Quiz 4 (25 March)
- Total Time: 1 hour 15 mins AND Total Marks: 10
Consider the figure above, where we fit the model \(p(y=1 \mid \mathbf{x}, \bm{{\theta}})=\sigma\left(\theta_0+\theta_1 x_1+\theta_2 x_2\right)\) by maximum likelihood, i.e., we minimize \(J_a({\theta})=-\ell\left(\bm{{\theta}}, \mathcal{D}_{\text {train }}\right)\) where \(\ell\left(\bm{{\theta}}, \mathcal{D}_{\text {train }}\right)\) is the log likelihood on the training set. In the questions below, when multiple decision boundaries are possible, you should choose the one which minimizes the number of classification errors on the training dataset.
- Sketch a decision boundary for the model. How many classification errors does your method make? (1 mark)
- Now, we regularize only the \(\theta_0\) parameter, i.e., we minimize: \(J_b({\theta})=-\ell\left(\bm{{\theta}}, \mathcal{D}_{\text {train }}\right)+\lambda \theta_0^2\). Suppose \(\lambda\) is a very large number, so we regularize \(\theta_0\) all the way to 0, but all other parameters are unregularized. Sketch a possible decision boundary. How many classification errors does your method make? (1 mark)
- Repeat part (b), but we now instead regularize the \(\theta_1\) parameter. (1 mark)
- Repeat part (b), but we now instead regularize the \(\theta_2\) parameter. (1 mark)
Prove that softmax is equivalent to sigmoid when there are only two classes. (1 mark)
\(y = \sigma(z)\), where \(\sigma\) is the sigmoid function. We also know that \(z = f(a)\). Find \(\dfrac{\partial y}{\partial a}\). (1 mark)
Let us consider a \(K\)-class logistic regression problem. For some example, \(x\), we get our outputs before the application of softmax as: \(z_1=x^T\theta_1\), \(\cdots , z_k=x^T\theta_k\), \(\cdots ,z_K=x^T\theta_K\). We denote the vector of outputs as \(\vec{z} = \left[\begin{array}{@{}c@{}} z_{1} \\ z_{2} \\ \vdots \\ z_{K} \end{array} \right]\)
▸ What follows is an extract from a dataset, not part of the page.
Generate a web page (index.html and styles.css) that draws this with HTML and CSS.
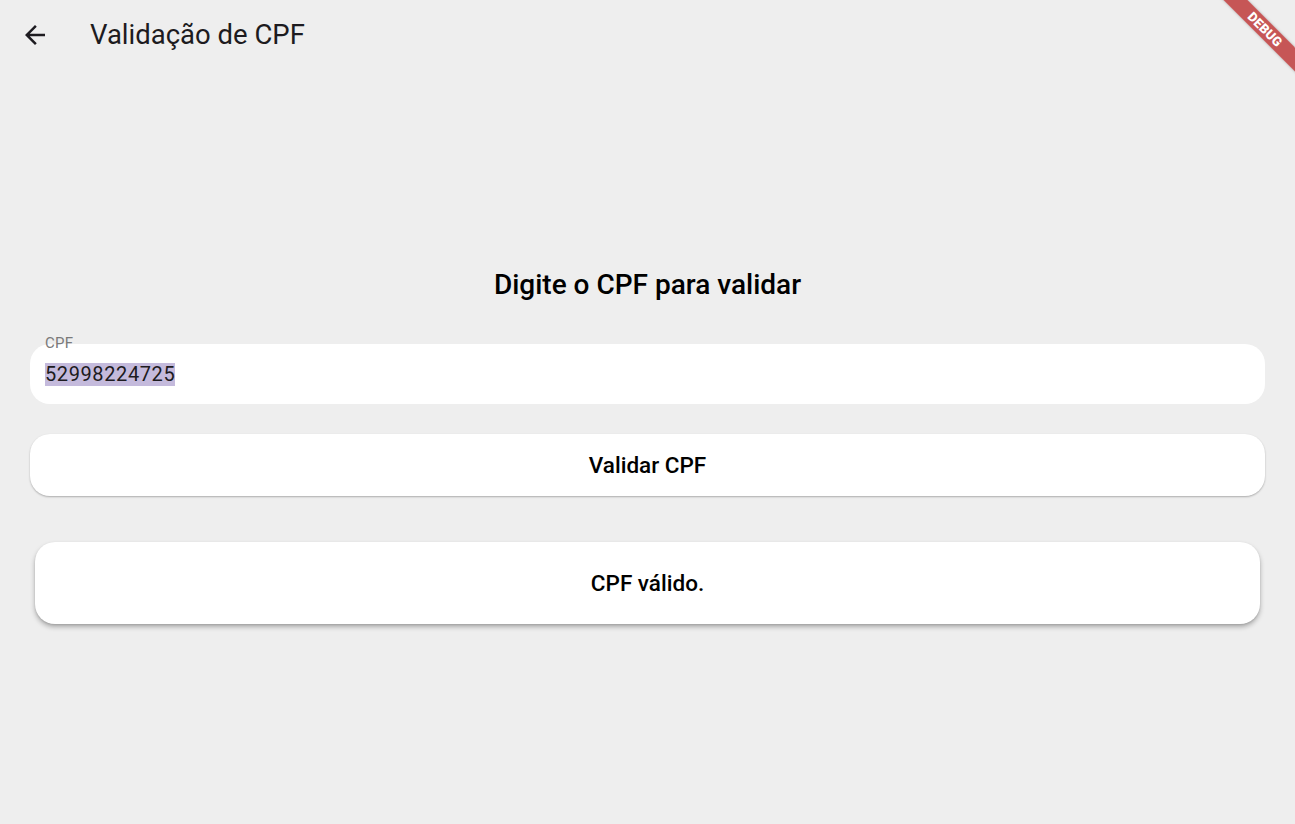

We will try to now use the cross entropy loss function to train our model. One of the terms in the cross entropy loss function is: \(\log\left(\frac{e^{z_k}}{\sum_{j=1}^K e^{z_j}}\right)\) which we refer to as \(\mathrm{LOGSOFTMAX}(z_k, \vec{z})\). However, we find that \(\mathrm{LOGSOFTMAX}(z_k, \vec{z})\) cannot be computed directly for several cases. When \(z_k\) is a large number (e.g. 5000), a computer is unable to compute \(e^{z_k}\) as an overflow occurs (\(e^{z_k}\) = inf). When \(z_k\) is a large negative number (e.g. -5000), \(e^{z_k}\) = 0.0.
- What problem occurs in computing \(\mathrm{LOGSOFTMAX}(z_k, \vec{z})\) when all elements of \(\vec{z}\) are large (in magnitude) negative numbers (e.g. all \(z_i < -6000\))? (1 mark)
- Modify the \(\mathrm{LOGSOFTMAX}(z_k, \vec{z})\) expression using some trick so that we are able to compute it for any \(z_k\) and \(\vec{z}\). You need to show the steps/simplifications you make. Show that this trick solves both the above problems (overflow and the problem you find in part (a) of this question) (2 marks)
- We use a new type of coin for coin toss experiments. For this coin, the probability of heads goes down exponentially with the draw. Assuming the probaility of heads for the first draw (\(i=1\)) is \(\theta\) and for the \(i\)th draw is \(\theta_i = \dfrac{\theta}{2^{i-1}}\). What is the maximum likelihood estimate for \(\theta\) for obtaining the draws as: T, H, H. Assume that each draw is independent of the others. Ofcourse, the identical assumption can not be made. (1 mark)